Haddad and the two companies have offered to settle the case by agreeing to pay a total of more than $1 million, which includes disgorgement of money Haddad took in from investors and used for his own personal purposes.

The SEC’s complaint alleges that Haddad operated two companies in the re-insurance industry, Trafalgar Square Risk Management LLC and New England RE LLC. He allegedly raised at least $2.5 million from 29 separate investors through the offer sale of unregistered securities.

The SEC’s complaint alleges that Haddad made various misleading claims to investors about the use of their funds. According to the SEC’s complaint, he told investors that their funds would be used to build and grow Trafalgar and New England RE when, in fact, he diverted a significant portion of their money for his own purposes, including the purchase of multiple homes, art and antiques, entertainment, and expenses of a dog rescue charity that he founded.

Haddad also used some investors’ money to make Ponzi-like payments to other investors. The complaint alleges that the money Haddad used to support his lifestyle far exceeded Trafalgar’s revenues.

Haddad and Trafalgar have agreed to pay approximately $619,000 in disgorgement plus prejudgment interest of $25,000, while he and New England Re have agreed to pay $269,000 in disgorgement plus prejudgment interest of $2,600.

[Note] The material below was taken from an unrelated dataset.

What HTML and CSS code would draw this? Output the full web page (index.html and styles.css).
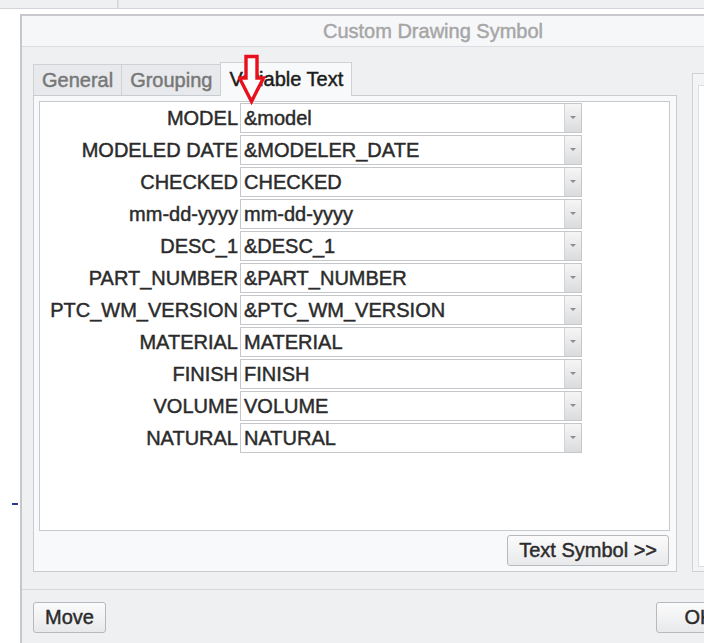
FILE: index.html
```html
<!DOCTYPE html>
<html lang="en">
<head>
  <meta charset="UTF-8" />
  <title>Custom Drawing Symbol</title>
  <link rel="stylesheet" href="styles.css">
</head>
<body>
  <div class="topbar">
    <div class="topbar-cell"></div>
    <div class="topbar-cell wide"></div>
  </div>
  <span class="stray-mark"></span>

  <div class="dialog">
    <div class="titlebar">Custom Drawing Symbol</div>
    <div class="dialog-body">
      <div class="main">
        <div class="tabwidget">
          <div class="tabs">
            <div class="tab">General</div>
            <div class="tab">Grouping</div>
            <div class="tab active">Variable Text</div>
          </div>
          <div class="tab-panel">
            <div class="var-list">
              <div class="var-label">MODEL</div>
              <div class="combo"><span class="combo-value">&amp;model</span><span class="combo-btn"></span></div>
              <div class="var-label">MODELED DATE</div>
              <div class="combo"><span class="combo-value">&amp;MODELER_DATE</span><span class="combo-btn"></span></div>
              <div class="var-label">CHECKED</div>
              <div class="combo"><span class="combo-value">CHECKED</span><span class="combo-btn"></span></div>
              <div class="var-label">mm-dd-yyyy</div>
              <div class="combo"><span class="combo-value">mm-dd-yyyy</span><span class="combo-btn"></span></div>
              <div class="var-label">DESC_1</div>
              <div class="combo"><span class="combo-value">&amp;DESC_1</span><span class="combo-btn"></span></div>
              <div class="var-label">PART_NUMBER</div>
              <div class="combo"><span class="combo-value">&amp;PART_NUMBER</span><span class="combo-btn"></span></div>
              <div class="var-label">PTC_WM_VERSION</div>
              <div class="combo"><span class="combo-value">&amp;PTC_WM_VERSION</span><span class="combo-btn"></span></div>
              <div class="var-label">MATERIAL</div>
              <div class="combo"><span class="combo-value">MATERIAL</span><span class="combo-btn"></span></div>
              <div class="var-label">FINISH</div>
              <div class="combo"><span class="combo-value">FINISH</span><span class="combo-btn"></span></div>
              <div class="var-label">VOLUME</div>
              <div class="combo"><span class="combo-value">VOLUME</span><span class="combo-btn"></span></div>
              <div class="var-label">NATURAL</div>
              <div class="combo"><span class="combo-value">NATURAL</span><span class="combo-btn"></span></div>
            </div>
            <div class="panel-actions">
              <button class="btn btn-symbol">Text Symbol &gt;&gt;</button>
            </div>
          </div>
        </div>
        <div class="side-panel">
          <div class="side-inner"></div>
        </div>
      </div>

      <div class="footer">
        <button class="btn">Move</button>
        <div class="spacer"></div>
        <button class="btn btn-wide">OK</button>
        <button class="btn btn-wide">Cancel</button>
      </div>
    </div>
  </div>

  <!-- red annotation arrow drawn over the tab -->
  <svg class="arrow-mark" width="28" height="52" viewBox="0 0 28 52">
    <polygon points="8,2.5 19,2.5 19,24 25.5,24 13.5,47.5 1.5,24 8,24" fill="#fdfdfd" stroke="#e8101c" stroke-width="3.4" stroke-linejoin="miter" />
  </svg>
</body>
</html>
```

FILE: styles.css
```css
* { box-sizing: border-box; }

body {
  margin: 0;
  width: 704px;
  height: 643px;
  overflow: hidden;
  position: relative;
  background: #ffffff;
  font-family: "Liberation Sans", Arial, sans-serif;
  font-size: 20px;
  color: #2b2b2b;
  -webkit-text-stroke: 0.45px currentColor;
}

.topbar {
  display: flex;
  height: 9px;
  background: #eef0f2;
  border-bottom: 1px solid #d2d4d7;
}

.topbar-cell {
  width: 118px;
  border-right: 1px solid #d4d6d9;
}

.topbar-cell.wide {
  flex: 1;
  border-left: 1px solid #dcdee1;
  border-right: none;
}

.stray-mark {
  position: absolute;
  left: 12px;
  top: 503px;
  width: 6px;
  height: 2px;
  background: #2b3a9a;
}

.dialog {
  margin: 5px 0 0 20px;
  width: 824px;
  border-top: 2px solid #c8c9cc;
  border-left: 2px solid #c6c7ca;
  background: #eef0f2;
}

.titlebar {
  height: 31px;
  line-height: 30px;
  text-align: center;
  color: #a6a6a6;
  background: #f6f7f9;
  border-bottom: 1px solid #dcdde0;
}

.dialog-body {
  padding: 15px 0 0 11px;
}

.main {
  display: flex;
  align-items: flex-start;
}

.tabwidget {
  width: 644px;
}

.tabs {
  display: flex;
  align-items: flex-end;
  height: 33px;
}

.tab {
  height: 31px;
  line-height: 30px;
  padding: 0 8px;
  margin-right: -1px;
  color: #777;
  background: #e7e9ec;
  border: 1px solid #cfd1d4;
  border-bottom: none;
}

.tab.active {
  position: relative;
  z-index: 1;
  height: 34px;
  line-height: 33px;
  margin-bottom: -1px;
  color: #1c1c1c;
  background: #f8f9fa;
}

.tab-panel {
  height: 477px;
  padding: 5px 6px 5px 5px;
  background: #f8f9fa;
  border: 1px solid #c9cbce;
}

.var-list {
  height: 430px;
  padding-top: 1px;
  display: grid;
  grid-template-columns: 198px 342px;
  grid-auto-rows: 30px;
  column-gap: 2px;
  row-gap: 2px;
  align-content: start;
  background: #ffffff;
  border: 1px solid #c8c9cc;
}

.var-label {
  line-height: 30px;
  text-align: right;
  white-space: nowrap;
}

.combo {
  display: flex;
  border: 1px solid #c6c7ca;
  background: #ffffff;
}

.combo-value {
  flex: 1;
  padding-left: 3px;
  line-height: 28px;
  white-space: nowrap;
}

.combo-btn {
  width: 17px;
  position: relative;
  background: linear-gradient(#f6f6f7, #dadbdd);
  border-left: 1px solid #d3d4d6;
}

.combo-btn::after {
  content: "";
  position: absolute;
  left: 5px;
  top: 12px;
  border-left: 3px solid transparent;
  border-right: 3px solid transparent;
  border-top: 3px solid #8e8e8e;
}

.panel-actions {
  display: flex;
  justify-content: flex-end;
  margin-top: 4px;
}

.btn {
  height: 31px;
  padding: 0 11px;
  font-family: inherit;
  font-size: 20px;
  color: #2b2b2b;
  -webkit-text-stroke: 0.45px currentColor;
  background: linear-gradient(#fbfbfb, #e8e9eb);
  border: 1px solid #b7b9bc;
  border-radius: 3px;
}

.btn-symbol {
  margin-right: 1px;
}

.btn-wide {
  width: 86px;
  margin-left: 6px;
}

.side-panel {
  width: 140px;
  height: 499px;
  margin: 11px 0 0 15px;
  padding: 11px 5px 4px 5px;
  background: #f3f4f6;
  border: 1px solid #cfd1d4;
}

.side-inner {
  height: 100%;
  background: #ffffff;
  border: 1px solid #dddee0;
}

.footer {
  display: flex;
  margin-top: 17px;
  margin-left: -11px;
  padding: 12px 10px 20px 11px;
  border-top: 1px solid #d6d8db;
}

.spacer {
  flex: 1;
}

.arrow-mark {
  position: absolute;
  z-index: 2;
  left: 238px;
  top: 54px;
}
```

In addition, Haddad has agreed to pay a civil monetary penalty of $181,000 and has consented to the imposition of a permanent bar prohibiting him from acting as an officer or director of a publicly-traded company.

He further consented to a permanent injunction prohibiting him from offering or selling any securities unless he first provides a written disclosure regarding his prior regulatory history and maintains written records of such disclosures.

The SEC’s complaint, filed in federal court in Connecticut, charges Haddad, Trafalgar, and New England RE with violating Section 17(a) of the Securities Act of 1933 and Section 10(b) of the Securities Exchange Act of 1934 and Rule 10b-5 thereunder.